In a charcoal land split by a ribbon of water blacker than old iron, black as a blind man's eyes, I s
aw the dust of that place whirl like a jinni of raven feathers and there was no noise to it. I stood while the river flowed without sound and, on the other side, gathering silent as a murder of crows, came dark figures with pale faces: all the dead I had known.
There was Eyvind and Einar and Skapti Halftroll, still with his mouthful of spear. There was Pinleg and I felt a pang at that for we had always said that, because we did not actually see him die, perhaps he had not been hacked down, surrounded and outnumbered and berserking.
Then Hookeye appeared at my side, climbing into a boat which had not been there before. He looked at me, his head canted to one side so that I could see the great blue bruise round his neck. I knew — and didn't know how I knew — that he had shoved his head between the bars of his cage and broken his own neck.
`Did it hurt?' I asked.
`Not as much as it will,' he answered, sitting down in the boat.

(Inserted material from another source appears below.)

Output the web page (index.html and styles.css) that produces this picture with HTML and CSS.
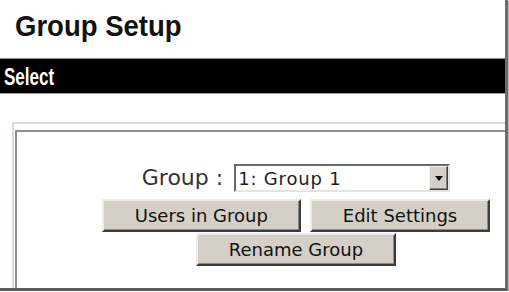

It moved off, spray rising from it and soaking my face, blinding me as if with tears, so that I could not be sure I saw someone limp to the front of that throng on the other side of the river and stare at me with a face I knew.
A pale face on a pale man with pale hair. And no runesword.
I woke to see the Goat Boy and Botolf standing over me, the boy with one hand still dripping from where he had sprinkled me with water.
`You were dreaming of Starkad,' Botolf growled. 'Still, makes a change from that Hild creature.'
I struggled up, feeling the sweat cool on me. Odin's balls, did everyone know my dreams? Did they form above my head, then, like reflections in a still pool?
`That would be interesting,' chuckled Kvasir when I grumbled this out, 'but the truth is simpler: dream silently.'
It was dark, with a moon too like one of those pale faces from the dream for my comfort and a great wheel of stars, so vast a frosting that it shrank everyone beneath it.
If that should fall. .' Kvasir mused, looking up from where he was wrapping the head of the mule in sacking. I knew what he meant; it was like crawling through a tunnel and feeling the weight of the rock press on you. After the dream, the whole world seemed skittish and hair-raising with strangeness.